Auf dem Höhepunkt der Debatte um die Asse, als alle Beteiligten die skandalöse Lage in dem Bergwerk in der Nähe von Wolfenbüttel mit der in Gorleben verglichen, entschloss sich die Kanzlerin Angela Merkel (CDU), die der Atomindustrie wohlgesonnen ist, für die Vorwärtsverteidigung. Sie forderte die Aufhebung des für den Salzstock im Wendland geltenden Moratoriums und lehnte den Vorschlag des Umweltministers ab, auch an anderen Standorten nach Gesteinsschichten zu suchen, die möglicherweise besser für die Lagerung hochradioaktiver Abfälle geeignet sind. Merkel sagte vor den in Berlin versammelten Kreisvorsitzenden ihrer Partei, sie habe »keine Lust, weitere Milliarden auszugeben«, um nach einer Alternative für Gorleben zu suchen.

Da haben Generationen von Politikerinnen und Politikern versucht, der Bevölkerung im Wendland und darüber hinaus weis zu machen, das Bergwerk in Gorleben diene nur der Erkundung, mit den bisher für diese ausgegebenen 1,5 Milliarden Euro habe man sich noch nicht festgelegt und am Ende würden die Geologen entscheiden.

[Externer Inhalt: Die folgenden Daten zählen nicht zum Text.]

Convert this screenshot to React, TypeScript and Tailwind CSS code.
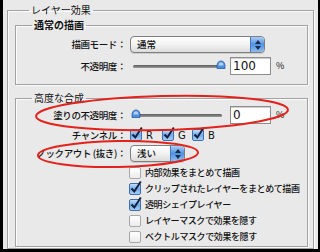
import React from 'react'

const jp = { fontFamily: '"Noto Sans CJK JP", "Noto Sans", sans-serif' }

function Stepper() {
  return (
    <div className="w-[14px] h-full rounded-r-[4px] bg-gradient-to-b from-[#a9cdf3] via-[#4f93e4] to-[#8cbcf0] border-l border-[#4a78b8] flex flex-col items-center justify-center gap-[2px]">
      <svg width="6" height="4" viewBox="0 0 6 4"><path d="M3 0L6 4H0Z" fill="#1d2b46" /></svg>
      <svg width="6" height="4" viewBox="0 0 6 4"><path d="M0 0H6L3 4Z" fill="#1d2b46" /></svg>
    </div>
  )
}

function Select({ value, width }: { value: string; width: string }) {
  return (
    <div className={`${width} h-[17px] flex flex-row rounded-[4px] border border-[#7f7f7f] bg-gradient-to-b from-white via-[#f2f2f2] to-[#dcdcdc] shadow-[0_1px_0_rgba(0,0,0,0.12)]`}>
      <div className="flex-1 pl-[6px] text-[9.5px] leading-[15px] font-medium text-[#111]" style={jp}>
        {value}
      </div>
      <Stepper />
    </div>
  )
}

function Knob({ pos }: { pos: string }) {
  return (
    <svg width="10" height="10" viewBox="0 0 10 10" className={`absolute top-[-5px] ${pos}`}>
      <path d="M1 6C1 2.5 2.8 1 5 1S9 2.5 9 6V8.5H1Z" fill="#4c8fdc" stroke="#2a5d9e" strokeWidth="0.8" />
      <path d="M2.5 5.5C2.6 3.5 3.6 2.3 5 2.3S7.4 3.5 7.5 5.5Z" fill="#c9e1fb" opacity="0.8" />
    </svg>
  )
}

function Slider({ knob }: { knob: 'left' | 'right' }) {
  return (
    <div className="relative w-[89px] h-[3px] ml-[3px] rounded-full bg-gradient-to-b from-[#5b5b5b] to-[#9a9a9a]">
      <Knob pos={knob === 'left' ? 'left-[-2px]' : 'left-[83px]'} />
    </div>
  )
}

function NumberBox({ value }: { value: string }) {
  return (
    <div className="w-[41px] h-[18px] ml-[8px] bg-white border border-[#8d8d8d] shadow-[inset_0_1px_1px_rgba(0,0,0,0.2)] pl-[2px] text-[12px] leading-[16px] text-[#111]" style={{ fontFamily: '"DejaVu Sans", sans-serif' }}>
      {value}
    </div>
  )
}

function Check({ checked }: { checked: boolean }) {
  return (
    <div className="relative w-[12px] h-[12px] shrink-0">
      <div
        className={
          checked
            ? 'w-[12px] h-[12px] rounded-[2px] border border-[#3f6ea8] bg-gradient-to-b from-[#c6defa] via-[#6ea8ec] to-[#a9cdf5]'
            : 'w-[12px] h-[12px] rounded-[2px] border border-[#a8a8a8] bg-gradient-to-b from-white to-[#ececec]'
        }
      />
      {checked && (
        <svg width="14" height="14" viewBox="0 0 14 14" className="absolute left-[0px] top-[-3px]">
          <path d="M2.5 8.5L5.3 11.5L11.8 1.5" fill="none" stroke="#14213a" strokeWidth="2" />
        </svg>
      )}
    </div>
  )
}

function Row({ label, children, h }: { label: string; children: React.ReactNode; h: string }) {
  return (
    <div className={`flex flex-row items-center ${h}`}>
      <div className="w-[111px] text-right whitespace-nowrap text-[9.5px] font-medium tracking-[-0.4px] text-[#111] pr-[1px]" style={jp}>
        {label}
      </div>
      <div className="flex flex-row items-center ml-[3px]">{children}</div>
    </div>
  )
}

const options = [
  { label: '内部効果をまとめて描画', checked: false },
  { label: 'クリップされたレイヤーをまとめて描画', checked: true },
  { label: '透明シェイプレイヤー', checked: true },
  { label: 'レイヤーマスクで効果を隠す', checked: false },
  { label: 'ベクトルマスクで効果を隠す', checked: false }
]

const box = 'border border-[#a2a2a2] shadow-[inset_1px_1px_0_#fbfbfb,1px_1px_0_#fbfbfb]'

export default function App() {
  return (
    <div className="relative w-[320px] h-[252px] bg-[#e9e9e9] border-l-[3px] border-r-[2px] border-b-[3px] border-black overflow-hidden" style={jp}>
      <fieldset className={`${box} mt-[3px] ml-[4px] mr-[4px] h-[246px] pl-[7px] pr-[5px]`}>
        <legend className="ml-[14px] px-[2px] text-[10px] leading-[14px] text-[#111]">レイヤー効果</legend>

        <fieldset className={`${box} mt-[1px] h-[67px] pt-[4px]`}>
          <legend className="ml-[16px] px-[2px] text-[10px] leading-[14px] font-bold text-[#111]">通常の描画</legend>
          <Row label="描画モード：" h="h-[17px]">
            <Select value="通常" width="w-[135px]" />
          </Row>
          <div className="h-[4px]" />
          <Row label="不透明度：" h="h-[18px]">
            <Slider knob="right" />
            <NumberBox value="100" />
            <span className="ml-[5px] text-[9px] text-[#111]">%</span>
          </Row>
        </fieldset>

        <fieldset className={`${box} mt-[6px] h-[156px] pt-[1px]`}>
          <legend className="ml-[16px] px-[2px] text-[10px] leading-[14px] text-[#111]">高度な合成</legend>
          <Row label="塗りの不透明度：" h="h-[18px]">
            <Slider knob="left" />
            <NumberBox value="0" />
            <span className="ml-[5px] text-[9px] text-[#111]">%</span>
          </Row>
          <div className="h-[4px]" />
          <Row label="チャンネル：" h="h-[14px]">
            <div className="flex flex-row items-center gap-[4px] w-[32px]">
              <Check checked />
              <span className="text-[10px] text-[#111]" style={{ fontFamily: '"DejaVu Sans", sans-serif' }}>R</span>
            </div>
            <div className="flex flex-row items-center gap-[4px] w-[30px]">
              <Check checked />
              <span className="text-[10px] text-[#111]" style={{ fontFamily: '"DejaVu Sans", sans-serif' }}>G</span>
            </div>
            <div className="flex flex-row items-center gap-[4px]">
              <Check checked />
              <span className="text-[10px] text-[#111]" style={{ fontFamily: '"DejaVu Sans", sans-serif' }}>B</span>
            </div>
          </Row>
          <div className="h-[3px]" />
          <Row label="ノックアウト (抜き)：" h="h-[17px]">
            <Select value="浅い" width="w-[55px]" />
          </Row>
          <div className="h-[3px]" />
          <div className="flex flex-col pl-[113px]">
            {options.map((opt, idx) => (
              <div key={idx} className="flex flex-row items-center h-[16px] gap-[4px]">
                <Check checked={opt.checked} />
                <span className="whitespace-nowrap text-[9px] font-medium tracking-[-0.4px] text-[#111]">{opt.label}</span>
              </div>
            ))}
          </div>
        </fieldset>
      </fieldset>

      <svg width="320" height="252" className="absolute left-[-3px] top-0 pointer-events-none">
        <ellipse cx="162" cy="113" rx="126" ry="17" transform="rotate(-1.5 162 113)" fill="none" stroke="#e3221c" strokeWidth="2" />
        <ellipse cx="118" cy="154" rx="80" ry="13" transform="rotate(-1 118 154)" fill="none" stroke="#e3221c" strokeWidth="2" />
      </svg>
    </div>
  )
}
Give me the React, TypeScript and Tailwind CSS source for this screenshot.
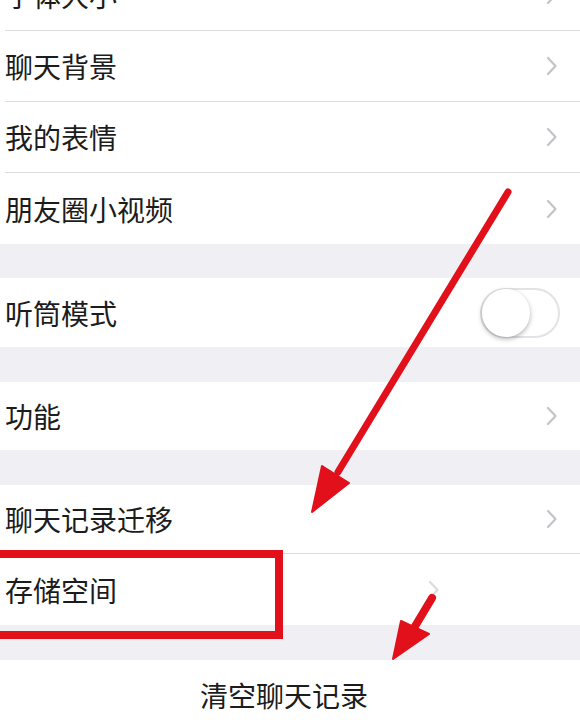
import React from 'react'

const font = { fontFamily: '"Noto Sans CJK SC", "Noto Sans", sans-serif' }

function Chevron({ faint }: { faint?: boolean }) {
  return (
    <svg width="12" height="20" viewBox="0 0 12 20" className="shrink-0">
      <path
        d="M2 2 L9.5 10 L2 18"
        fill="none"
        stroke={faint ? '#dcdce0' : '#c4c4c8'}
        strokeWidth="2.2"
        strokeLinecap="round"
        strokeLinejoin="round"
      />
    </svg>
  )
}

function Row({
  label,
  h,
  last,
  right,
}: {
  label: string
  h: string
  last?: boolean
  right?: React.ReactNode
}) {
  return (
    <div className="bg-white pl-[5px]">
      <div className={`flex items-center justify-between ${h} ${last ? '' : 'border-b border-[#dcdcdf]'}`}>
        <span className="text-[28px] leading-none text-[#1c1c1c]">{label}</span>
        {right ?? (
          <span className="mr-[22px]">
            <Chevron />
          </span>
        )}
      </div>
    </div>
  )
}

function Toggle() {
  return (
    <div className="mr-[20px] flex h-[50px] w-[80px] items-center rounded-full border-2 border-[#e3e3e6] bg-white">
      <div className="h-[48px] w-[48px] rounded-full bg-white shadow-[0_2px_5px_rgba(0,0,0,0.3)]" />
    </div>
  )
}

export default function App() {
  return (
    <div className="relative h-[720px] w-[580px] overflow-hidden bg-[#efeff4]" style={font}>
      <div className="-mt-[40px]">
        <Row label="字体大小" h="h-[71px]" />
        <Row label="聊天背景" h="h-[71px]" />
        <Row label="我的表情" h="h-[71px]" />
        <Row label="朋友圈小视频" h="h-[71px]" last />
        <div className="h-[34px]" />
        <Row label="听筒模式" h="h-[69px]" last right={<Toggle />} />
        <div className="h-[35px]" />
        <Row label="功能" h="h-[68px]" last />
        <div className="h-[35px]" />
        <Row label="聊天记录迁移" h="h-[69px]" />
        <Row
          label="存储空间"
          h="h-[71px]"
          last
          right={
            <span className="mr-[140px]">
              <Chevron faint />
            </span>
          }
        />
        <div className="h-[35px]" />
        <div className="flex h-[70px] items-center justify-center bg-white pr-[12px]">
          <span className="text-[28px] leading-none text-[#1c1c1c]">清空聊天记录</span>
        </div>
      </div>

      {/* red annotations */}
      <div className="absolute left-[-12px] top-[550px] h-[89px] w-[295px] border-[8px] border-[#e1101a]" />
      <svg className="pointer-events-none absolute left-0 top-0" width="580" height="720" viewBox="0 0 580 720">
        <line x1="508" y1="192" x2="338" y2="472" stroke="#e1101a" strokeWidth="7" strokeLinecap="round" />
        <polygon points="312,512 322,466 349,483" fill="#e1101a" stroke="#e1101a" strokeWidth="2" strokeLinejoin="round" />
        <line x1="432" y1="598" x2="414" y2="628" stroke="#e1101a" strokeWidth="8" strokeLinecap="round" />
        <polygon points="393,659 401,621 429,634" fill="#e1101a" stroke="#e1101a" strokeWidth="2" strokeLinejoin="round" />
      </svg>
    </div>
  )
}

Richtig viele haben das ohnehin nicht geglaubt. Doch nun hat erstmals eine Spitzenpolitikerin ausdrücklich gesagt: Man hat sich vor mehr als 30 Jahren nicht aus wissenschaftlichen, sondern aus politischen Gründen für den Standort Gorleben entschieden. Es ging und geht dabei nicht um die Sicherheit, sondern darum, ein lästiges Problem irgendwo loszuwerden. Denn nur so können die Geschäfte der Stromkonzerne mit den AKW reibungslos weiterlaufen.

Es wäre nämlich nicht Merkel, die auf der Suche nach einem Endlager Milliarden ausgeben müsste. Nach dem Verursacherprinzip wären Eon, Vattenfall, RWE und andere zur Zahlung verpflichtet. Und die 1,5 Milliarden Euro, die in den vergangenen Jahrzehnten in Gorleben für einen ungeeigneten Salzstock ausgegeben wurden, entsprechen ungefähr dem Betrag, den die AKW-Betreiber jährlich allein daran verdienen, dass ihre Brennelemente steuerbefreit sind.